I originally wasn't going to post anything for National Teacher Appreciation Week. I'm far too stressed out with finals to be appreciative of the people who give them. Then I was scrolling through Facebook (when I should have been studying) and I saw one of my high school teachers had commented on some other status about his job.
Mr. Sovacool, my high school U.S. history teacher explained that he "teach[es] historical thinking skills and analysis using U.S. history."
I had never thought of a teacher's job that way until I read his comment. I knew he taught U.S. history. I was there for that. I remember having discussions in his class about politics and presidents.
I don't remember learning how to think and analyze things historically. I just remember loving the class, because it was more than memorization and repetition. It had never occurred to me that he was just using U.S. history to teach me how to learn and how to think critically.
But just because I had no idea he was doing it, doesn't mean it didn't work.

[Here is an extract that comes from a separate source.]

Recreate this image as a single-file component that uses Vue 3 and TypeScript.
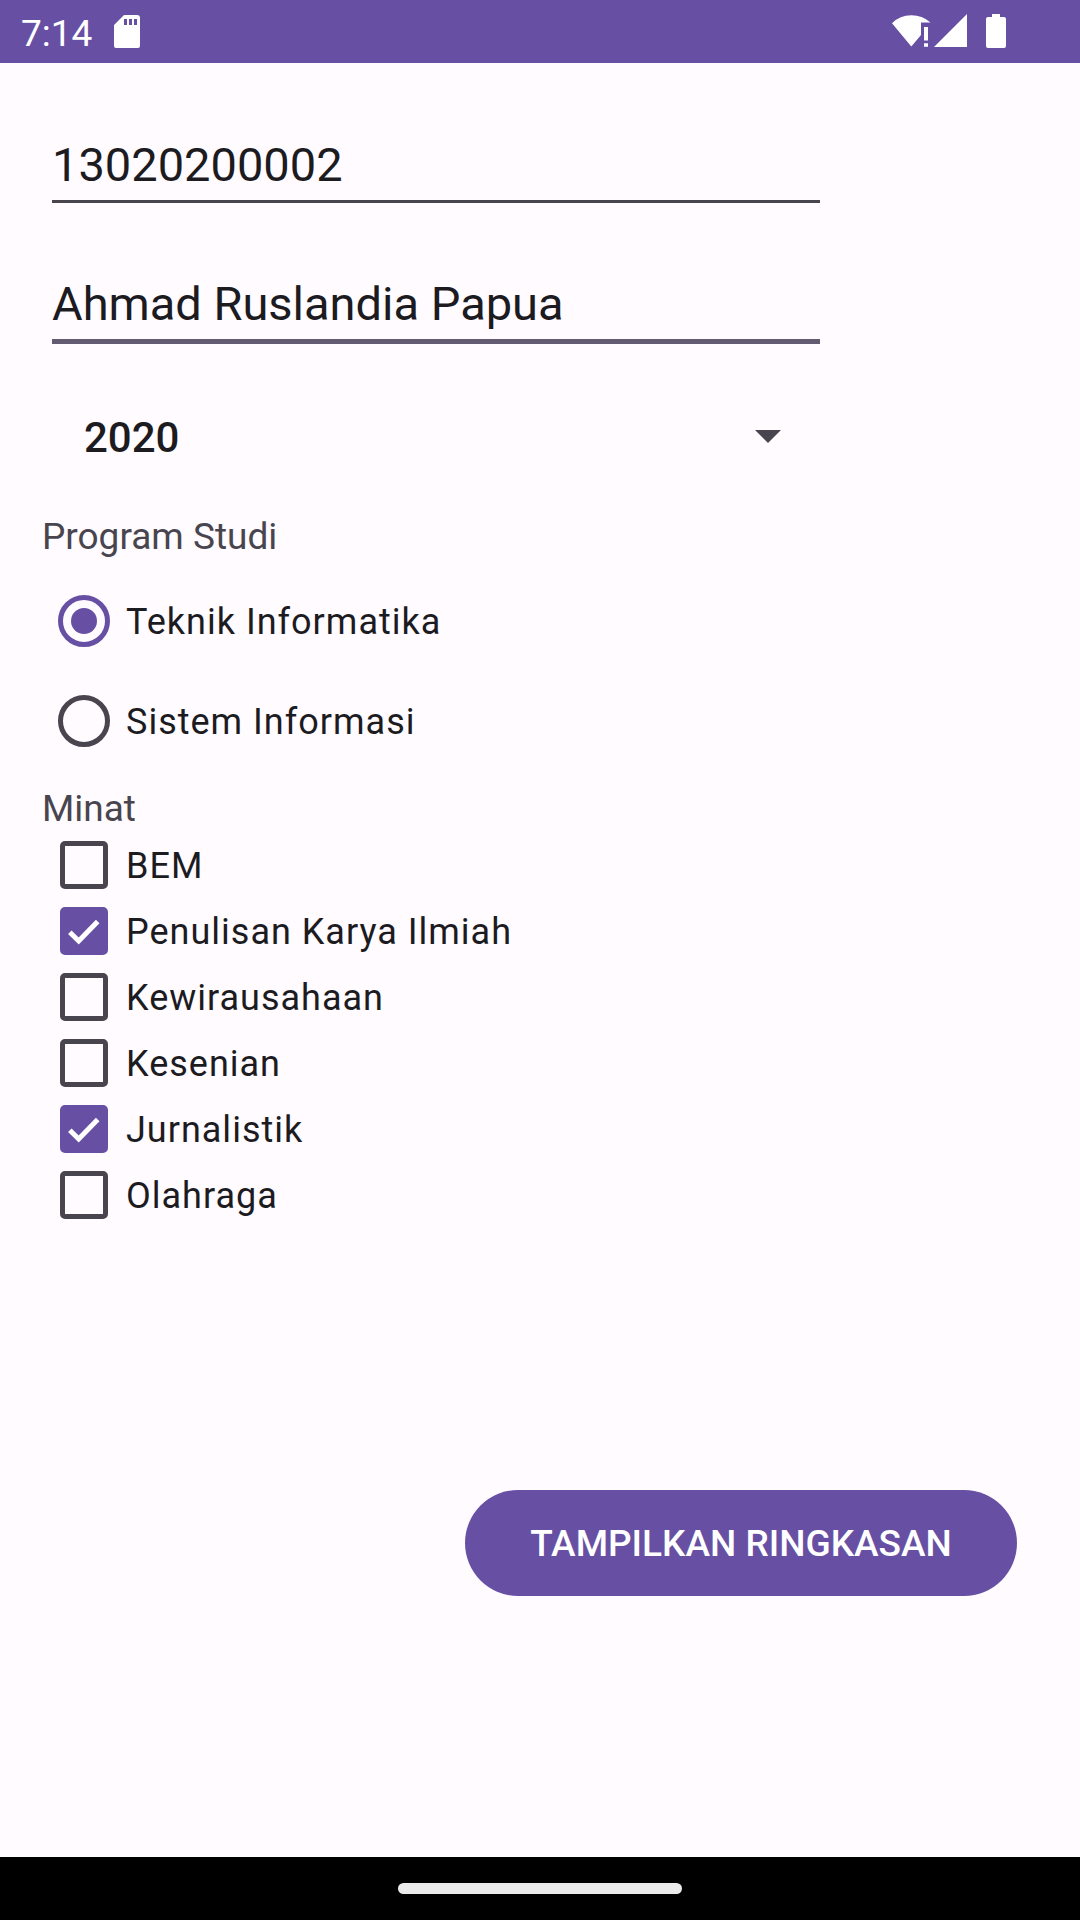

The most important lessons I took from high school, and even before that, weren't from teachers who were focused on preparing me for college or the unfairness of "the real world." It wasn't the teachers who piled on the homework and filled my head with horror stories of lecture halls and exams who made me excited to learn. The most important lessons I learned in school were from the teachers who treated me with respect, like I was more than just a child below them but actually an equal who just needed some guidance.
It may sound cheesy, but I am who I am today because of awesome (and some not-so-awesome) teachers. My second-grade teacher taught me how to be excited about learning. My seventh-grade teacher taught me how to be responsible and grown-up while still acting like a kid. My high school journalism teacher taught me more than I could ever write in a blog post.
I learned a lot in high school. Some of it stuck, like the word lugubrious. Some of it didn't, even though it was taught in classes I loved, by teachers I admired. But the important things -- the things I didn't realize I was learning -- are the lessons I am the most grateful for. I may not remember who the 23rd president of the United States was (Benjamin Harrison -- thanks, Google), but I remember arguing over which amendment in the Bill of Rights is most important and why. Sometimes I forget to use AP Style in my news writing, but I still look in the mirror and say "I'm kind of a big deal" to myself whenever I'm upset (and it still works.)
So thank you to all of my old teachers, for helping me grow and learn lessons you technically didn't have to teach me. Thank you for molding me into someone I can be proud of.